Lenovo shares rose for the first time in seven trading days, gaining 2.2 percent to HK$7.97 as of 10 a.m. in Hong Kong.

‘Right Choice’

Lenovo on Jan. 23 announced plans to buy IBM’s low-end server business for $2.3 billion. A week later, Lenovo said it would acquire Motorola Mobility for $2.91 billion.

Shares of Lenovo have slumped 27 percent, from HK$10.96 the day before the Motorola Mobility purchase was announced, on investor concern that the unit would be a drag on the PC manufacturer’s profitability.

“People are very worried that the visibility of Lenovo as an investment is out the window,” said Alberto Moel, an analyst at Sanford C. Bernstein & Co. in Hong Kong. “We don’t know what the impact will be of these deals on the financials.”

Lenovo can “easily” cut 70 percent of the Motorola business’s operating expenses, according to estimates from Kirk Yang, an analyst at Barclays Plc in Hong Kong. Lenovo’s Yang declined to comment on that estimate.

Third Biggest

The Motorola acquisition will create the world’s third- largest smartphone vendor with about 6 percent of the global market, trailing only Samsung Electronics Co. and Apple Inc., according to Strategy Analytics.

“We are very complementary,” Lenovo’s Yang said of the deal. “We could become a stronger player in the mobile market to challenge the top two.”

The two purchases both exceed the $1.25 billion acquisition of IBM’s PC unit in 2005, which was previously the biggest. That transaction, which came at a time when the business hadn’t made a profit for 3 1/2 years, helped Yang transform his company into the world’s biggest PC maker, from No. 8 before the acquisition.

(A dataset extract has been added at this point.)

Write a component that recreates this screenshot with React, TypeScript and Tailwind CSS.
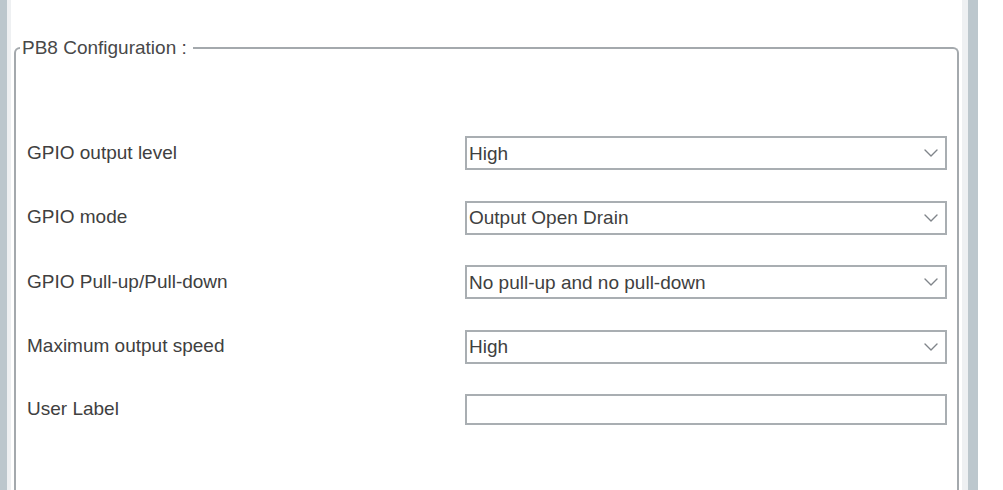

Yang is expanding Lenovo’s product portfolio after global PC shipments fell last year. The 10 percent decline in shipments in 2013 was the worst ever, researcher Gartner Inc. said last month.

“A company should focus on not just the short-term performance, but also long-term sustainable growth,” Yang said. “If we only focus on PCs, one to two years later we cannot further grow. So we must find a new area, so we can help our shareholders make more money, and see more growth. So I think our choice is the right choice.”

[Lenovo operates is executive headquarters in Morrisville, N.C.]